GALERÍA URBANA
18 de Abril 2007
Año 01, núm. 00
Por José Manuel Ruiz Regil
Porque aventurarse entre los puestos de baratijas de la calle del Carmen, en un paseo matutino que tiene más de digestivo que de pesquisa comercial, luego de desayunar en el Café de Tacuba, es caminar hacia donde los tendidos chillantes de colores, los humores macilentos y agridulces, y la sombra de los edificios desplieguen más sus atractivos. Así lo hicimos. Y hacia la una de la tarde estábamos en la esquina de Moneda y Academia. a 50 mts. del Museo José Luis Cuevas. Con una bolsita negra de mercancía, pero satisfechos. Casi.
-¡Vente! –dije a mi acompañante. -¿Ya conoces la Giganta?
-No.-Contestó.
Nos acercamos a la puerta que muestra la escultura en medio del patio. Se avistaba ya la formación de sillas y el estrado con las gradas como pentagrama donde apenas unas notas coloridas afinaban sus gargantas.
-¡Están ensayando!
-El concierto es a la 1:30 p.m. ¿Gustan pasar? –Invitó el guardia.
-¡Claro! ¡La magia del Centro! –Confirmé.
Justo el tiempo para agotar el presupuesto de inversión para el negocio emergente y combustionarse los pulmones con chupadas intermitentes de humo, a la sombra, compartiendo esos astros emocionales que son los miedos, los anhelos, las sonrisas y la espera. Ingredientes sazonadores de toda amistad que se respete.
Tímidos, preferimos quedarnos atrás junto a una jardinera, admirando la elefántica escultura que representa la fusión de los dos sexos.

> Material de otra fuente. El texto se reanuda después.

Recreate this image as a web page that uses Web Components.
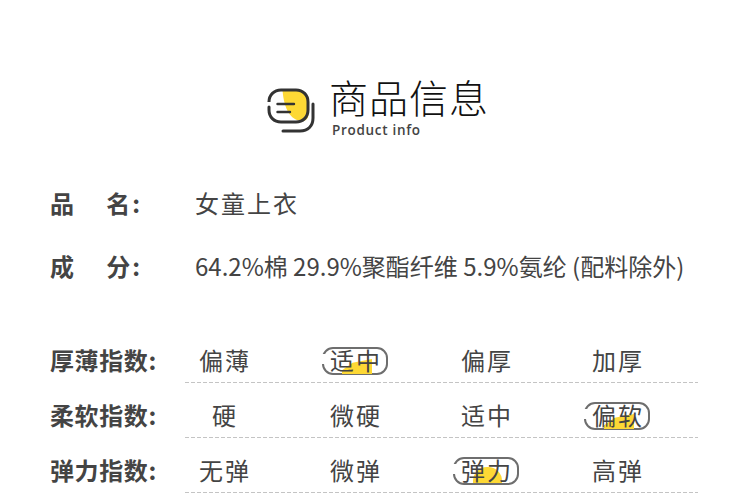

-¡Está impresionante, pero es horrible!.
-¡Es Cuevas!
Descansábamos los pies. Estirábamos la espalda. Acompañamos mutuas dolencias que sanaron con la risa de la hipótesis futura ¿y a este paso cómo vamos a estar a los cincuenta...?
La formación coral se reunió para el último ensayo. La directora, puntual sus movimientos e indicaciones, parecía más una afinadora ultimando toques a la maquinaria de un pianoforte humano, formado por voces autónomas dispuestas a ensamblarse en el instante de la interpretación. Breves ataques que preludian momentos del programa. Rápido silencio para la transformación.
Minutos después, la casualidad policromática dominguera se uniforma de negro y son ellas quienes lucen las mascadas de colores. Lo que me recuerda ese sistema para que los niños aprendan a tocar el teclado a base de colores y números. Así es que se van encendiendo e incendiando al vibrar sus voces en un último mmmmm..... de referencia en Si Bemol para iniciar el programa.
El público de espaldas a la monumental escultura, y ésta brindándoles su torso, nalgas y piernas de bronce a los cantores, para timbrar su entrada precisa en los acordes imaginados por Marenzio, Palestrina o de Ribeira. La fusión sonora es tal que puede adivinarse un hilo áurico ensartando sus almas al unísono, más tenso, más clemente según el código manual de Ethel González, cuya batuta dactilar inspira miradas-matices-prolegómenos corales, cual ágil movimiento de la alondra. Así cuenta con la complicidad del cuerpo polifónico al que se incorpora en más de una interpretación, acaso histriónica, si la narración lo amerita.
Es el gozo que canta en alientos de sopranos, tenores, bajos y mezzos; la mirada lúdica y el transporte musical que impregna nuestras conciencias y nos hace sentir agradecidos por la sincronicidad del mediodía. La gracia inocente de El Ruiseñor, las Nanas de Mabarak o la ensalada caribeña bordan una tensión climática que se desliza por la partitura de nuestros sentimientos, timbrando el bajo registro de Colby B. Hilker con su interpretación operística a la composición de su autoría, que me recuerda por momentos al Zoroastro de Mozart.
Y para terminar el encore Habanero con gracia y color. “Pare, cochero”. Síncopas danzantes. Mezzos asomadas a las ventanas de su solo. ¡Todo es fiesta y alegría! El aplauso final le pone el bronce de gallina a la guardiana hemafrodita.